Before me rises the gold and shadow of the retablo. Angels with upturned faces cluster at its summit, their robes frozen in eternal flutter. Mary, radiant beneath a blue-domed canopy of glass, gazes down from the centre, flanked by saints in solemn pose. Everything glows. Candles flicker in the silence, their flames barely daring to move. Gold leaf catches the dim light like fire trapped in wood.

This isn’t an old church. It was built in the nineteen fifties. Yet still, there is a feeling of deep time here. Countless people have knelt on these stone floors, have crossed themselves in the same rhythm, whispered the same Latin liturgies, sought comfort, absolution, miracles. Spanish Catholicism is not a Sunday religion; it is woven into the fabric of life, as present as breath, as enduring as stone.
And here in Ronda, perched high on its rocky outcrop, that presence feels even more concentrated. The churches of this town—each with its own altar, its own Virgin, its own bell tower rising like a prayer into the Andalusian sky—are not just places of worship. They are strongholds of identity, guardians of history, and containers of memory.

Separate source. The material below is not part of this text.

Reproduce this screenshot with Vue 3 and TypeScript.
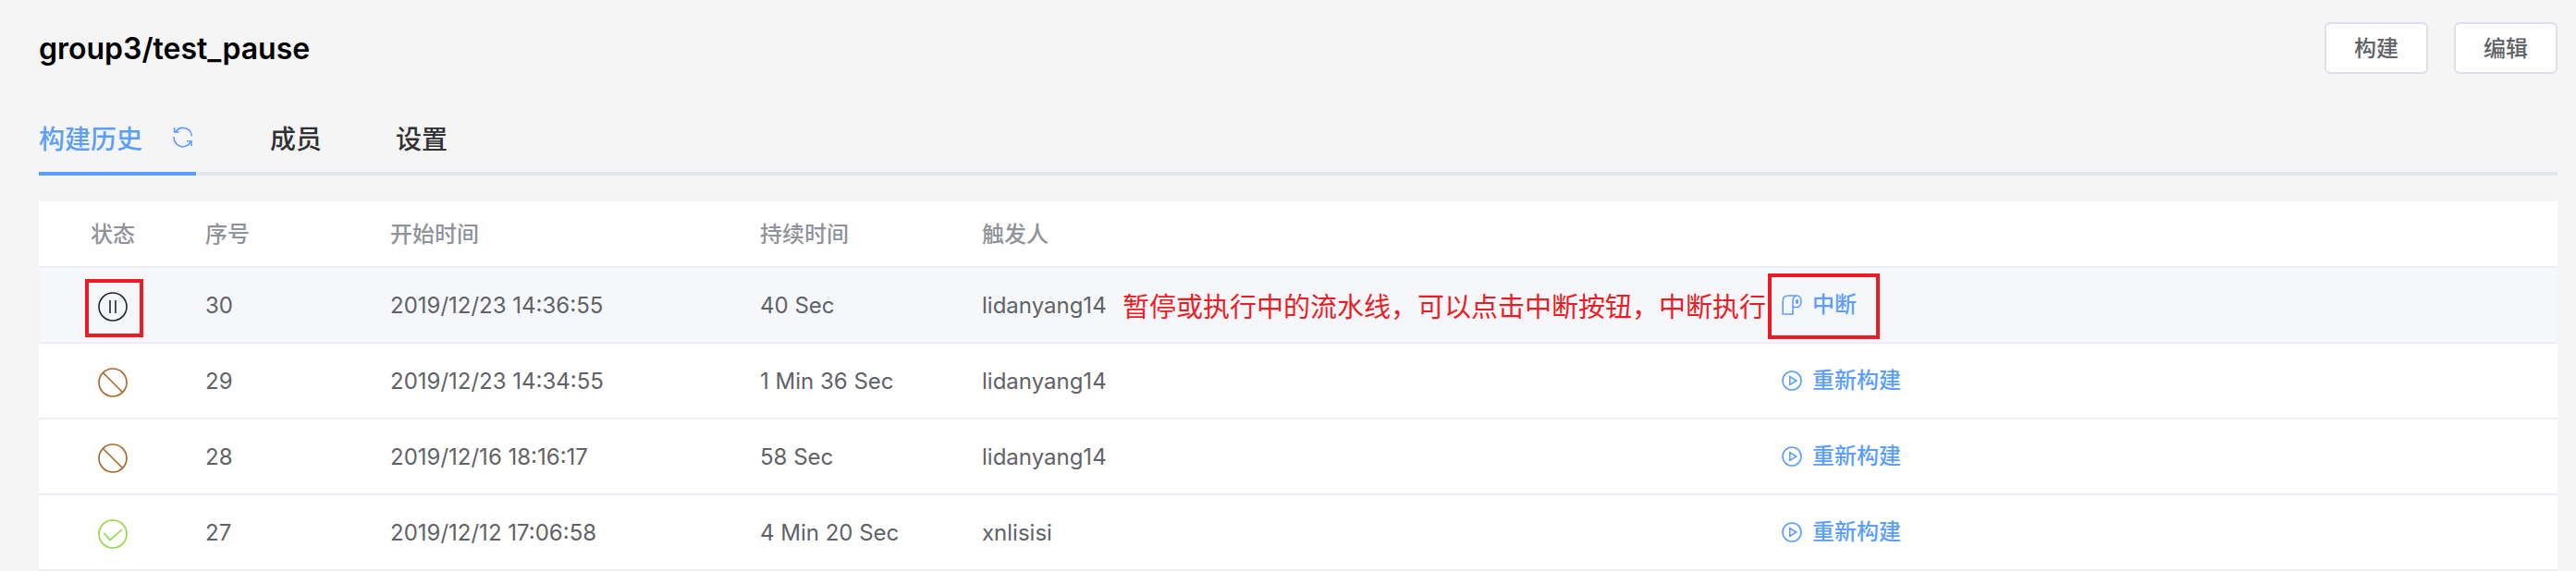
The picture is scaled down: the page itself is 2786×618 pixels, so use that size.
<script setup lang="ts">
import { ref } from 'vue'

type Status = 'paused' | 'aborted' | 'success'

interface Build {
  id: number
  status: Status
  startedAt: string
  duration: string
  trigger: string
}

const builds: Build[] = [
  { id: 30, status: 'paused', startedAt: '2019/12/23 14:36:55', duration: '40 Sec', trigger: 'lidanyang14' },
  { id: 29, status: 'aborted', startedAt: '2019/12/23 14:34:55', duration: '1 Min 36 Sec', trigger: 'lidanyang14' },
  { id: 28, status: 'aborted', startedAt: '2019/12/16 18:16:17', duration: '58 Sec', trigger: 'lidanyang14' },
  { id: 27, status: 'success', startedAt: '2019/12/12 17:06:58', duration: '4 Min 20 Sec', trigger: 'xnlisisi' },
]

const tabs = ['构建历史', '成员', '设置']
const activeTab = ref(0)
</script>

<template>
  <main class="page">
    <header class="page-header">
      <h1>group3/test_pause</h1>
      <div class="header-actions">
        <button type="button" class="btn">构建</button>
        <button type="button" class="btn">编辑</button>
      </div>
    </header>

    <nav class="tabs" role="tablist">
      <button
        v-for="(tab, i) in tabs"
        :key="tab"
        type="button"
        role="tab"
        class="tab"
        :class="{ active: i === activeTab }"
        :aria-selected="i === activeTab"
        @click="activeTab = i"
      >
        {{ tab }}
        <svg v-if="i === 0" class="refresh" viewBox="0 0 26 26" aria-hidden="true">
          <path d="M4 6.5A9.6 9.6 0 0 1 21.4 11.5M2.6 2v5h5M20 18A9.6 9.6 0 0 1 2.2 12M21 22v-5.2h-5" />
        </svg>
      </button>
    </nav>

    <table class="history">
      <colgroup>
        <col class="col-status" />
        <col class="col-id" />
        <col class="col-start" />
        <col class="col-duration" />
        <col />
        <col />
      </colgroup>
      <thead>
        <tr>
          <th class="center">状态</th>
          <th>序号</th>
          <th>开始时间</th>
          <th>持续时间</th>
          <th>触发人</th>
          <th></th>
        </tr>
      </thead>
      <tbody>
        <tr v-for="b in builds" :key="b.id" :class="{ current: b.status === 'paused' }">
          <td class="center status-cell">
            <span class="status" :class="b.status">
              <svg viewBox="0 0 32 32" aria-hidden="true">
                <circle cx="16" cy="16" r="15" />
                <path v-if="b.status === 'paused'" d="M13 9v14M19 9v14" />
                <path v-else-if="b.status === 'aborted'" d="M5.5 5.5l21 21" />
                <path v-else d="M6.500 15l6.500 7.500 13-11.500" />
              </svg>
              <span v-if="b.status === 'paused'" class="mark mark-status"></span>
            </span>
          </td>
          <td>{{ b.id }}</td>
          <td>{{ b.startedAt }}</td>
          <td>{{ b.duration }}</td>
          <td>{{ b.trigger }}</td>
          <td class="ops">
            <span class="op">
              <button type="button" class="link">
                <svg v-if="b.status === 'paused'" viewBox="0 0 24 24" aria-hidden="true">
                  <path d="M17.500 2H8C4 2 2.200 4.500 2.200 8v14h10.800V8.500C13 4.500 14.800 2 17.500 2s4.500 2.800 4.500 6.300-1.800 6.200-4.500 6.200H13" />
                  <ellipse cx="17.500" cy="8.500" rx="0.800" ry="1.600" />
                </svg>
                <svg v-else viewBox="0 0 24 24" aria-hidden="true">
                  <circle cx="12" cy="12" r="10" />
                  <path d="M9.800 7.600v8.800l7-4.400z" />
                </svg>
                {{ b.status === 'paused' ? '中断' : '重新构建' }}
              </button>
              <template v-if="b.status === 'paused'">
                <span class="mark mark-op"></span>
                <span class="note">暂停或执行中的流水线，可以点击中断按钮，中断执行</span>
              </template>
            </span>
          </td>
        </tr>
      </tbody>
    </table>
  </main>
</template>

<style>
body {
  margin: 0;
  background: #f5f5f5;
}
</style>

<style scoped>
.page {
  box-sizing: border-box;
  padding: 24px 20px 0 42px;
  font-family: Inter, 'Noto Sans CJK SC', sans-serif;
  font-size: 24px;
  color: #606266;
}

button {
  font: inherit;
  cursor: pointer;
}

svg {
  display: block;
  flex: none;
  fill: none;
  stroke: currentColor;
  stroke-width: 1.6;
}

.page-header {
  display: flex;
  justify-content: space-between;
  align-items: center;
}

h1 {
  margin: 0;
  padding-top: 2px;
  font-size: 32px;
  line-height: 54px;
  font-weight: 600;
  color: #000;
}

.header-actions {
  display: flex;
  gap: 28px;
}

.btn {
  box-sizing: border-box;
  width: 112px;
  height: 56px;
  padding: 0 0 4px;
  border: 2px solid #dcdfe6;
  border-radius: 6px;
  background: #fff;
  color: #606266;
  font-weight: 500;
}

.tabs {
  display: flex;
  gap: 80px;
  margin-top: 30px;
  box-shadow: inset 0 -4px #e4e7ed;
}

.tab {
  display: flex;
  align-items: center;
  gap: 32px;
  height: 80px;
  padding: 0 0 2px;
  border: 0;
  background: none;
  font-size: 28px;
  font-weight: 500;
  color: #303133;
}

.tab.active {
  color: #5b9ffa;
  box-shadow: inset 0 -4px #5b9ffa;
}

.refresh {
  width: 26px;
  height: 26px;
}

.history {
  width: 100%;
  margin-top: 28px;
  table-layout: fixed;
  border-spacing: 0;
  background: #fff;
}

.col-status { width: 160px; }
.col-id { width: 200px; }
.col-start { width: 400px; }
.col-duration { width: 240px; }

th,
td {
  box-sizing: border-box;
  height: 82px;
  padding: 0 20px;
  border-bottom: 2px solid #ebeef5;
  text-align: left;
  white-space: nowrap;
}

th {
  height: 72px;
  padding-bottom: 4px;
  font-weight: 500;
  color: #909399;
}

.center {
  text-align: center;
}

.status-cell {
  padding-top: 4px;
}

.current td {
  background: #f5f7fa;
}

.status {
  position: relative;
  display: inline-block;
  vertical-align: middle;
}

.status svg {
  width: 32px;
  height: 32px;
}

.paused { color: #22252c; }
.aborted { color: #ab6526; }
.success { color: #92d744; }

.mark {
  position: absolute;
  box-sizing: border-box;
  border: 4px solid #ed1c24;
  pointer-events: none;
}

.mark-status {
  inset: -14px -17px -17px -14px;
}

.ops {
  padding-left: 22px;
}

.op {
  position: relative;
  display: inline-block;
  vertical-align: middle;
}

.link {
  display: flex;
  align-items: center;
  gap: 10px;
  padding: 0;
  border: 0;
  background: none;
  line-height: 36px;
  font-weight: 500;
  color: #5b9ffa;
}

.link svg {
  width: 24px;
  height: 24px;
}

.mark-op {
  inset: -16px -25px -19px -14px;
}

.note {
  position: absolute;
  right: calc(100% + 16px);
  top: 0;
  font-size: 29px;
  line-height: 42px;
  color: #ed1c24;
}
</style>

Catholicism is, at its heart, a religion of beauty, ritual, and mystery. It is a faith built on story and symbol; on wine turned into blood, bread into flesh; on saints who became intercessors; and on suffering turned into salvation. It draws on the theatrical: the raising of the chalice, the incense that coils into vaulted domes like spirit made visible, the genuflection and chant.
For believers, these are sacred acts, conduits to grace. For outsiders like me—an atheist, resolute in disbelief—they are still powerful. Not because I expect to be saved, but because I am drawn to the architecture of belief. I do not share the faith, but I cannot deny the fascination.
Here, in this church, Catholicism feels less like dogma and more like presence: layered, quiet, and sure of itself. The architecture at once speaks the language of glory and of humility. Arches soar like outstretched arms. Vaulted ceilings gather the breath of those who enter. Gilded retablos, like the one in front of me, rise behind the altar like the gates of heaven. Every detail seems to have been wrought with reverence: the carved saints with their downcast eyes, the baroque flourishes, the polished marble floor beneath my feet reflecting a dim, holy light.

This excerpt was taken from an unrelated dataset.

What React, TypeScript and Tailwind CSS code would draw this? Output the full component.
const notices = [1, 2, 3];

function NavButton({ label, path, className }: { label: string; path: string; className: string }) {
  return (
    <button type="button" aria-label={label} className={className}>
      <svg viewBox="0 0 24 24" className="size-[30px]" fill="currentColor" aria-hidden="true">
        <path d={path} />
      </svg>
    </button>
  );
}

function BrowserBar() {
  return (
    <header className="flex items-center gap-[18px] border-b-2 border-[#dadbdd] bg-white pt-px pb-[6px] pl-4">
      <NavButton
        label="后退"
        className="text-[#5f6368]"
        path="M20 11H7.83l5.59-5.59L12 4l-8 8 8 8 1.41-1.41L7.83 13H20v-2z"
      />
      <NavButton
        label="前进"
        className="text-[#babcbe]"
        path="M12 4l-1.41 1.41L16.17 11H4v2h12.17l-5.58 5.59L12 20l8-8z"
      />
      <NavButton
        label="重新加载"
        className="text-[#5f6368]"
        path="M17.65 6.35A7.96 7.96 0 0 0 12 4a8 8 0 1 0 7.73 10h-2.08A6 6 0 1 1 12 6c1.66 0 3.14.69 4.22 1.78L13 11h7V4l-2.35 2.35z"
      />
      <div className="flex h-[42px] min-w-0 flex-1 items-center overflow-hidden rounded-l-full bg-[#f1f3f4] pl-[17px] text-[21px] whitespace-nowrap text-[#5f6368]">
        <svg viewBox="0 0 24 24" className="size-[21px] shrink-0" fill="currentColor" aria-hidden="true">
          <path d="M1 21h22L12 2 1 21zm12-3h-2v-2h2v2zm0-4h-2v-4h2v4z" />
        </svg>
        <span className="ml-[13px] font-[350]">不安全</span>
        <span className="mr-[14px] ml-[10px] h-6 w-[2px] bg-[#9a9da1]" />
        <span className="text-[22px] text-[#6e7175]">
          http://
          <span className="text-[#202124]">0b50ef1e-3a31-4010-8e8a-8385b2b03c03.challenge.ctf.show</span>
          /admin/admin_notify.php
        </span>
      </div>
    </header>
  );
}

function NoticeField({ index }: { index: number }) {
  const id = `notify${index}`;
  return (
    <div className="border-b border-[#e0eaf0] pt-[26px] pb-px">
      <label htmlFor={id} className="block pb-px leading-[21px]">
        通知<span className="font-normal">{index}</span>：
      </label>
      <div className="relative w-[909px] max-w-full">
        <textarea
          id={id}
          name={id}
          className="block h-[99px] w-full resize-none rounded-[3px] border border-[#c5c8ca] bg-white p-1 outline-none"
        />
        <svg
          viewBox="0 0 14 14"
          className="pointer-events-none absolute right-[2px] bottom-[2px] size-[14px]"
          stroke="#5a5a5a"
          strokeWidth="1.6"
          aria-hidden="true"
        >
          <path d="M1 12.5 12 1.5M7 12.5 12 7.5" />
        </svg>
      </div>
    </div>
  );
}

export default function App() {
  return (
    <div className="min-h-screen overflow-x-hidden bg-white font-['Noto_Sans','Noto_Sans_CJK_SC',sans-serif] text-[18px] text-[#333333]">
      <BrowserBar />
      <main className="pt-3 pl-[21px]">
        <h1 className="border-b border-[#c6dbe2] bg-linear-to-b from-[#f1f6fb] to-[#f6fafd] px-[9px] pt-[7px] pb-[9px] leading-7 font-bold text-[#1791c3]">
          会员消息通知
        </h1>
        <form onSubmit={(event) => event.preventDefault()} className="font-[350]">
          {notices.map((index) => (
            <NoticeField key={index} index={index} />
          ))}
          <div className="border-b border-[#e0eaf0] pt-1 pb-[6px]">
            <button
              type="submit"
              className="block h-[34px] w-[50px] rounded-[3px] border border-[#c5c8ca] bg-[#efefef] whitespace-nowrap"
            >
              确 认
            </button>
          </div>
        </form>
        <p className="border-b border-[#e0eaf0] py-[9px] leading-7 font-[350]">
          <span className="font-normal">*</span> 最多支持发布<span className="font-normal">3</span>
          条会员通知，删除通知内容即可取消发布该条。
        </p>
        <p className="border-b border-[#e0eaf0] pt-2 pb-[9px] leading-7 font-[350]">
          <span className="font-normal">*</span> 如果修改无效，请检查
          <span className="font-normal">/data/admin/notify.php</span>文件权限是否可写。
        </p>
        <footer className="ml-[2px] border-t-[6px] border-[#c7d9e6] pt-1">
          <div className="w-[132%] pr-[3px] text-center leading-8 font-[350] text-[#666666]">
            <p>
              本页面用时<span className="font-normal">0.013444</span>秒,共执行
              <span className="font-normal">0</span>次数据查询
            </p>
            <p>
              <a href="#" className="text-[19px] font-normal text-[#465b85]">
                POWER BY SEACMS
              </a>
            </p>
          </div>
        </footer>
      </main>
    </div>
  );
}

Gold gleams on wood, not to display wealth, but to evoke the divine. The Virgin Mary is crowned and robed, surrounded by sprays of artificial roses that are no less heartfelt for their imitation. Angels hover in stucco and stone, their trumpets forever poised to sound. Even the wrought iron railings between me and the altar are delicately worked, patterned with crosses and vines, as if no surface should be left unblessed.
This is not a faith of plain walls or empty spaces. Catholic churches are full of symbols, of echoes, of centuries. They are containers of the ineffable, places where stone and light are shaped into testimony. I sit here, unbelieving but not unmoved, aware that something profound has passed through this space and left a residue behind, like the faint smell of incense, or the echo of a hymn long since sung.

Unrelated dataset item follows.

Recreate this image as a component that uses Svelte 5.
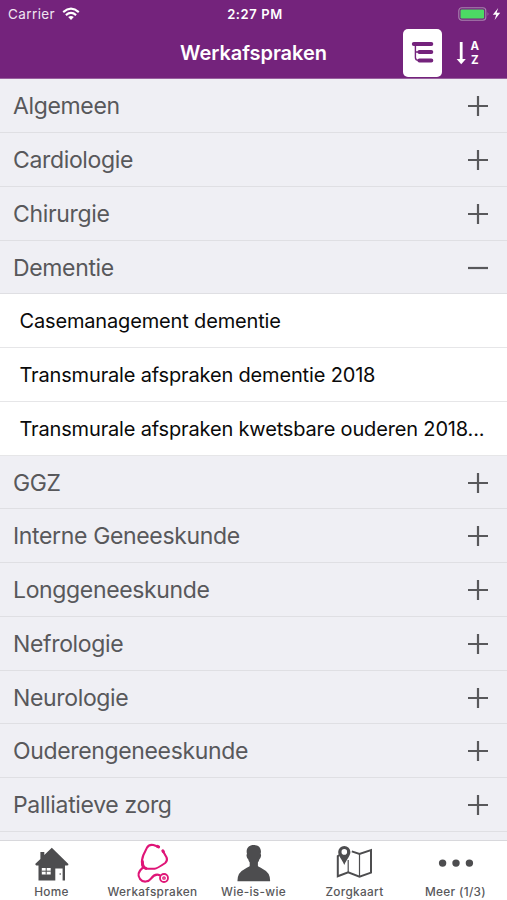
<script lang="ts">
  interface Category {
    name: string;
    items?: string[];
  }

  const categories: Category[] = [
    { name: 'Algemeen' },
    { name: 'Cardiologie' },
    { name: 'Chirurgie' },
    {
      name: 'Dementie',
      items: [
        'Casemanagement dementie',
        'Transmurale afspraken dementie 2018',
        'Transmurale afspraken kwetsbare ouderen 2018...',
      ],
    },
    { name: 'GGZ' },
    { name: 'Interne Geneeskunde' },
    { name: 'Longgeneeskunde' },
    { name: 'Nefrologie' },
    { name: 'Neurologie' },
    { name: 'Ouderengeneeskunde' },
    { name: 'Palliatieve zorg' },
    { name: '' },
  ];

  const tabs = [
    { id: 'home', label: 'Home' },
    { id: 'work', label: 'Werkafspraken' },
    { id: 'who', label: 'Wie-is-wie' },
    { id: 'map', label: 'Zorgkaart' },
    { id: 'more', label: 'Meer (1/3)' },
  ];

  let open = $state('Dementie');

  function toggle(name: string) {
    open = open === name ? '' : name;
  }
</script>

<div class="screen">
  <header>
    <div class="status">
      <div class="carrier">
        <span>Carrier</span>
        <svg width="18" height="14" viewBox="0 0 18 14" fill="none" stroke="#fff" stroke-width="2.1">
          <path d="M1.2 5.1Q9 -1.7 16.8 5.1" />
          <path d="M3.9 8.1Q9 3.7 14.1 8.1" />
          <path d="M6.2 10.1Q9 7.8 11.8 10.1L9 13Z" fill="#fff" stroke="none" />
        </svg>
      </div>
      <span class="time">2:27 PM</span>
      <svg class="battery" width="44" height="14" viewBox="0 0 44 14">
        <rect x=".8" y=".8" width="27" height="12.4" rx="3" fill="none" stroke="#a884ae" stroke-width="1.1" />
        <rect x="2.5" y="2.5" width="23.6" height="9" rx="1.3" fill="#4cd964" />
        <path d="M29.6 5Q31.4 7 29.6 9Z" fill="#a884ae" />
        <path d="M40.2 1L34.8 7.8H38.2L36.6 13L42.2 5.8H38.6Z" fill="#fff" />
      </svg>
    </div>
    <div class="navbar">
      <span></span>
      <h1>Werkafspraken</h1>
      <div class="actions">
        <button class="tree" aria-label="Categorieën">
          <svg width="39" height="48" viewBox="0 0 39 48" fill="none" stroke="#74237c" stroke-linecap="round">
            <path d="M10.8 14.9H28.3M16.4 23H28.3M16.4 31.4H28.3" stroke-width="4" />
            <path d="M12.4 15V28.5Q12.4 31.4 15.6 31.4M12.4 23H17" stroke-width="1.4" />
          </svg>
        </button>
        <button class="sort" aria-label="Alfabetisch">
          <svg width="12" height="24" viewBox="0 0 12 24" fill="none" stroke="#fff">
            <path d="M5.2 1V20" stroke-width="2.8" />
            <path d="M.6 18H9.8L5.2 23.2Z" fill="#fff" stroke="none" />
          </svg>
          <span class="az"><b>A</b><b>Z</b></span>
        </button>
      </div>
    </div>
  </header>

  <main>
    {#each categories as category}
      <button class="row category" onclick={() => toggle(category.name)}>
        <span>{category.name}</span>
        <svg width="22" height="22" viewBox="0 0 22 22" stroke="#58585b" stroke-width="2.2">
          <path d={category.name === open ? 'M1 11H21' : 'M1 11H21M11 1V21'} />
        </svg>
      </button>
      {#if category.name === open}
        {#each category.items ?? [] as item}
          <div class="row item">{item}</div>
        {/each}
      {/if}
    {/each}
  </main>

  <nav>
    {#each tabs as tab}
      <div class="tab">
        <svg width="40" height="42" viewBox="0 -0.6 40 42">
          {#if tab.id === 'home'}
            <path fill="#4d4d4f" fill-rule="evenodd" d="M20.8 6.2L37.4 22.3Q37.8 23.8 35.8 23.8H34V38.8H31.6V26.8H24.3V38.8H7.5V23.8H5.3Q4 23.6 4.4 22.2L9.4 17.4V10.4H13.3V13.4ZM10.8 26.4V33H19.7V26.4Z" />
            <path stroke="#4d4d4f" stroke-width="1" d="M15.2 26V33M10.8 29.6H19.8" />
            <circle cx="29.2" cy="32.4" r=".8" fill="#4d4d4f" />
          {:else if tab.id === 'work'}
            <g fill="none" stroke="#df1577" stroke-linecap="round" stroke-linejoin="round">
              <path stroke-width="2.1" d="M26.4 5.2L21.4 3.5Q17.4 2.4 15 6L11.4 13.4C10 17 9.6 20.4 10.2 23Q11 27.2 16 27.2H22.6Q25 27 33.2 21.4Q35.8 19.2 34.6 15.8L31.2 9.8" />
              <path stroke-width="2.1" d="M10.8 26C5.4 30.6 5.8 34.4 8 37.4C11 41.2 16.4 40.6 19 37C21.4 33.6 23.6 31.8 27.8 33.6" />
              <circle cx="32" cy="36.4" r="4" stroke-width="1.8" />
              <circle cx="32" cy="36.4" r="1.2" stroke-width="1.3" />
              <path stroke-width="3" d="M25.4 4.8L26.6 5.3M30.8 9.2L31.4 10.2M10.4 20Q10.2 25.6 14 26.8" />
            </g>
          {:else if tab.id === 'who'}
            <path fill="#4d4d4f" d="M20.8 3.5C26.1 3.5 29 7.4 27.6 12.4C28.7 13.2 27.8 16.6 26.4 17.6Q25.8 20 24.9 21V24.5Q25.3 25.2 29.8 27.3Q37.4 30.8 37.1 39.6H4.5Q4.2 30.8 11.8 27.3Q16.3 25.2 16.7 24.5V21Q15.8 20 15.2 17.6C13.8 16.6 12.9 13.2 14 12.4C12.6 7.4 15.5 3.5 20.8 3.5Z" />
          {:else if tab.id === 'map'}
            <g fill="none" stroke="#4d4d4f">
              <path stroke-width="2" d="M3.8 14V34.7L14.2 30.8L25.5 35L37 31V8.5L25.5 12.4L17.8 9.8M3.5 14.7L5.5 13.4" />
              <path stroke-width="1.2" d="M14.2 18.5V31M25.5 12.4V35" />
            </g>
            <path fill="#4d4d4f" fill-rule="evenodd" d="M10.3 4.3A6.1 6.1 0 0 1 16.4 10.4C16.4 14.5 12.8 17 10.3 23.5C7.8 17 4.2 14.5 4.2 10.4A6.1 6.1 0 0 1 10.3 4.3ZM10.3 7.5A2.8 2.8 0 1 0 10.3 13.1A2.8 2.8 0 0 0 10.3 7.5Z" />
          {:else}
            <g fill="#4d4d4f">
              <circle cx="7.6" cy="21.5" r="3.7" />
              <circle cx="21" cy="21.5" r="3.7" />
              <circle cx="34.4" cy="21.5" r="3.7" />
            </g>
          {/if}
        </svg>
        <span>{tab.label}</span>
      </div>
    {/each}
  </nav>
</div>

<style>
  :global(body) { margin: 0; }
  .screen {
    display: flex; flex-direction: column; height: 900px; overflow: hidden;
    font-family: Inter, "Liberation Sans", sans-serif; background: #efeff4;
  }
  button { appearance: none; border: 0; padding: 0; margin: 0; font: inherit; background: none; }
  svg { display: block; flex: none; }

  header { flex: none; box-sizing: border-box; height: 79.4px; background: #74237c; color: #fff; border-bottom: 1px solid #98609e; }
  .status {
    display: grid; grid-template-columns: 1fr auto 1fr; align-items: center;
    height: 27px; padding: 0 5px 0 8px; font-size: 13.5px;
  }
  .carrier { display: flex; align-items: center; gap: 7px; letter-spacing: 0.4px; color: #f0e6f1; }
  .time { font-weight: 600; font-size: 13px; letter-spacing: 0.6px; }
  .battery { justify-self: end; }
  .navbar { display: grid; grid-template-columns: 1fr auto 1fr; align-items: center; height: 52px; box-sizing: border-box; }
  h1 { margin: 0; font-size: 20px; font-weight: 600; letter-spacing: -0.05px; }
  .actions { display: flex; justify-content: flex-end; align-items: center; gap: 14px; padding-right: 28px; }
  .tree { width: 39px; height: 48px; border-radius: 5px; background: #fff; }
  .sort { display: flex; align-items: center; gap: 2px; color: #fff; }
  .az { display: flex; flex-direction: column; font-size: 11.5px; line-height: 14px; }
  .az b { display: block; height: 14px; }

  main { flex: 1; min-height: 0; overflow: hidden; }
  .row {
    display: flex; align-items: center; justify-content: space-between; box-sizing: border-box;
    width: 100%; height: 53.75px; padding-top: 1px; border-bottom: 1px solid #dfdfe3; white-space: nowrap;
  }
  .category { padding-left: 13px; padding-right: 18.5px; background: #efeff4; color: #58585b; font-size: 23px; letter-spacing: -0.35px; }
  .item { padding-left: 19.5px; background: #fff; color: #0a0a0a; font-size: 20px; letter-spacing: -0.16px; border-bottom-color: #e6e6e8; }

  nav {
    flex: none; display: grid; grid-template-columns: repeat(5, 101px); justify-content: center;
    height: 60px; background: #fff; border-top: 1px solid #d8d8dc; box-sizing: border-box;
  }
  .tab { display: flex; flex-direction: column; align-items: center; }
  .tab svg { margin-right: 2px; }
  .tab span { padding-top: 1px; font-size: 11.8px; line-height: 16px; font-weight: 500; letter-spacing: 0.34px; color: #58585b; white-space: nowrap; }
</style>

But then, the spell breaks. Two cleaning ladies enter from a side door, their mops clattering like swords against the tiled floor, buckets sloshing with water that smells faintly of bleach. They talk loudly, their voices echoing off the high stone walls, casual and unfiltered, as if the sacred silence means nothing to them.
And why should it? This is their workplace, not a sanctuary. The rhythm of their conversation—punctuated by the squeak of mops against marble—feels strangely jarring here, in a place built for prayer. Yet perhaps it is fitting. Even the holiest spaces must be swept clean. The divine must make room for the daily.
The silence returns. Dust motes drift lazily in the shaft of light that filters down from the stained glass dome above the sanctuary. A young family enters: mother, father, two children. The boy rolls a scooter along the tiled floor, its wheels ticking gently over the seams in the marble. And yet, when they reach the front of the church, the playfulness gives way to reverence. All four of them genuflect, almost in unison, and touch the feet of the statue of Jesus to the right of the altar. No one instructs them: it is muscle memory, tradition passed down in silence.
Then, they climb the steps to the sanctuary behind the altar, up into the dome where the Madonna and Child reign in painted robes and golden crowns. There they stand, heads bowed, the boy resting one hand on his mother’s arm, the little girl holding her father’s hand. I watch them from the pews below: something old and beautiful and deeply human unfolding in front of me.

When they leave, I climb the marble steps slowly, uncertainly. The sanctuary feels like a place set apart, not just physically, but spiritually. I am not supposed to be here; not by any rule, but by the quiet weight of tradition. And yet I go, drawn by the same mystery that pulled me into this church in the first place.
Now I stand before the Madonna, her robes painted in blue and gold, her child perched on her arm, one hand extended in gentle blessing. Her gaze is soft, almost maternal, though her eyes do not meet mine. I reach out and touch the edge of her foot, just lightly. The cold of the paint is startling, a jolt back into the material world. I am an atheist, a doubter, a watcher from the margins. And yet this moment feels real: human, sacred, inexplicable.

On a scroll at her feet, the words Ella lo ha hecho todo are inscribed: “She has done everything.” It’s a devotional phrase, expressing the idea that the Virgin Mary has interceded, provided, or been the guiding force behind all blessings or graces received. It reflects the deep Marian devotion common in Spanish Catholicism, where Mary is often seen not just as a holy figure, but as the ultimate spiritual mother and protector.
The church is silent again. The echo of footsteps fades. The scooter, the whispered prayers, the shuffling of worn shoes, the cleaning ladies and their buckets. All gone. Now there is only me. And her.